Attempts to “privatise” prisons under deals similar to the public
private partnerships seen elsewhere in government policy, represent an
attempt to claw back some of the unprofitable expenditure the system
must waste on keeping so many people incarcerated; likewise, the
government's continuing attempt to find cheaper alternatives, such as
tagging and curfews.

This barrage of figures simply indicates the amount of resources that
the capitalist system is compelled to spend maintaining itself and
overcoming its anti-social logic; both in terms of the might of police
forces directed at, and the overall military force directed by those
who have decided that the opportunity costs of violence are reasonable.


The more capitalism severs social bonds at home, and is compelled into
war abroad, the more it must set aside from productive activity into
the sheer waste of maintaining the means of violence.

Socialism, based upon co-operation and the strong social bonds derived
from common ownership, will be freed from the imperative to spend on
such branches of activity, and will instead be able to direct them
towards satisfying our social needs as a priority, realising the
potential that our free and common labour can deliver for ourselves. 

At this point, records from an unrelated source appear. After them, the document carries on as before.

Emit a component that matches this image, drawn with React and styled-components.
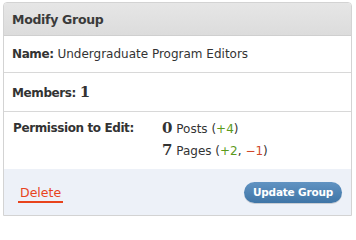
import React from 'react'
import styled, { createGlobalStyle } from 'styled-components'

const GlobalStyle = createGlobalStyle`
    html, body {
        margin: 0;
        padding: 0;
        background: #ffffff;
    }
    body {
        font-family: "DejaVu Sans", "Open Sans", sans-serif;
        color: #333333;
    }
`

const App = () => {
    return (
        <Page>
            <GlobalStyle />
            <Card>
                <Header>Modify Group</Header>
                <Row>
                    <Label>Name:</Label> Undergraduate Program Editors
                </Row>
                <Row $height={38}>
                    <Label>Members:</Label> <Count>1</Count>
                </Row>
                <PermRow>
                    <PermLabel>Permission to Edit:</PermLabel>
                    <PermList>
                        <PermItem>
                            <Count>0</Count> Posts (<Plus>+4</Plus>)
                        </PermItem>
                        <PermItem>
                            <Count>7</Count> Pages (<Plus>+2</Plus>, <Minus>−1</Minus>)
                        </PermItem>
                    </PermList>
                </PermRow>
                <Footer>
                    <DeleteLink>Delete</DeleteLink>
                    <UpdateButton>Update Group</UpdateButton>
                </Footer>
            </Card>
        </Page>
    )
}

const Page = styled.div`
    padding: 2px 4px 0 3px;
    width: 356px;
    height: 218px;
    box-sizing: border-box;
`

const Card = styled.div`
    width: 349px;
    border: 1px solid #d3d3d3;
    border-radius: 4px 4px 0 0;
    box-sizing: border-box;
    background: #ffffff;
`

const Header = styled.div`
    height: 32px;
    display: flex;
    align-items: center;
    padding-left: 8px;
    font-size: 12.5px;
    font-weight: bold;
    letter-spacing: -0.3px;
    color: #3a3a3a;
    background: linear-gradient(#e6e6e6, #dcdcdc);
    border-bottom: 1px solid #cfcfcf;
    border-radius: 3px 3px 0 0;
`

const Row = styled.div`
    height: ${p => p.$height || 36}px;
    line-height: ${p => (p.$height || 36) + 1}px;
    padding-left: 8px;
    font-size: 12px;
    border-bottom: 1px solid #d8d8d8;
    white-space: pre;
`

const Label = styled.span`
    font-weight: bold;
    letter-spacing: -0.4px;
`

const PermLabel = styled(Label)`
    width: 149px;
    flex-shrink: 0;
`

const Count = styled.span`
    font-family: "DejaVu Serif", "Liberation Serif", serif;
    font-weight: bold;
    font-size: 15px;
    color: #333333;
`

const PermRow = styled.div`
    height: 57px;
    display: flex;
    padding: 9px 0 0 9px;
    box-sizing: border-box;
    font-size: 12px;
`

const PermList = styled.div`
    display: flex;
    flex-direction: column;
    gap: 2px;
    margin-top: -2px;
`

const PermItem = styled.div`
    line-height: 19px;
    white-space: pre;
`

const Plus = styled.span`
    color: #5b9a1b;
`

const Minus = styled.span`
    color: #d0482a;
`

const Footer = styled.div`
    height: 46px;
    display: flex;
    align-items: center;
    justify-content: space-between;
    padding: 0 9px 0 14px;
    background: #edf1f8;
`

const DeleteLink = styled.span`
    font-size: 12.5px;
    color: #e8431c;
    padding: 0 2px 1px;
    border-bottom: 2px solid #e8431c;
    margin-top: 4px;
`

const UpdateButton = styled.button`
    height: 21px;
    padding: 0 9px;
    border: none;
    border-radius: 11px;
    background: linear-gradient(#6193c2, #3f75a6);
    color: #ffffff;
    font-family: "DejaVu Sans", sans-serif;
    font-size: 10.5px;
    font-weight: bold;
    letter-spacing: -0.2px;
    box-shadow: 0 1px 0 rgba(0, 0, 0, 0.15);
`

export default App
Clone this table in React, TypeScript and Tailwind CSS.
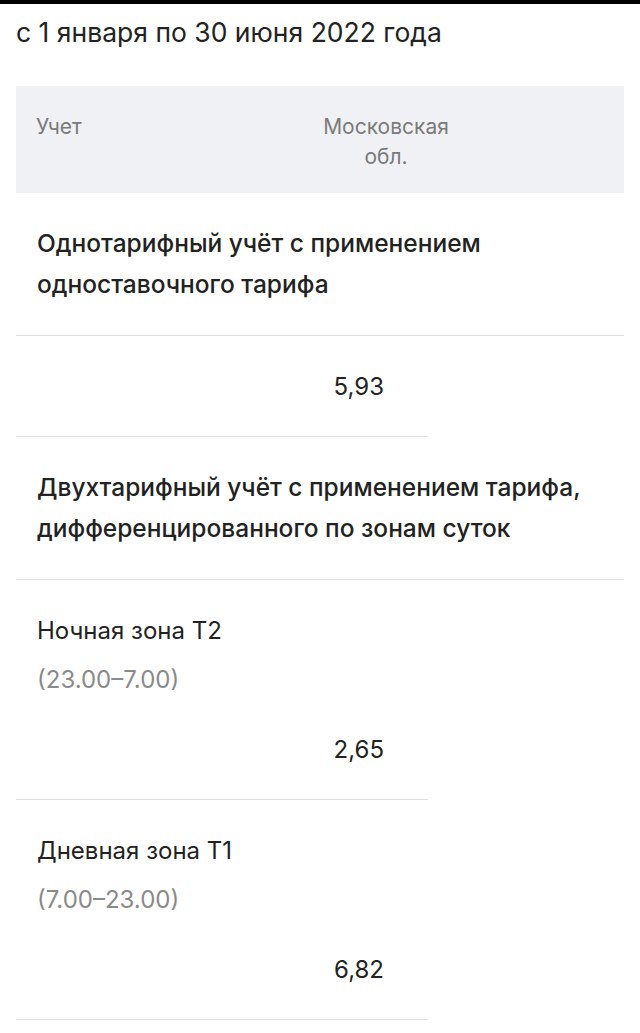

Obviously, there are functions currently undertaken by the police and
military that will continue to be needed. Currently the police deal
with most aspects of sudden death, from investigating it to breaking
the sad news to relatives; and obviously, such a function will still be
required under socialism. 

Likewise, the armed forces carry out about twelve hundred search and
rescue missions each year, saving thousands of lives. However, we can
look to the world around us now, for examples of how such socially
necessary functions can be organised. A clear case being the life-boat
service, staffed by part-time volunteers who put their own lives at
risk to help their fellows in distress.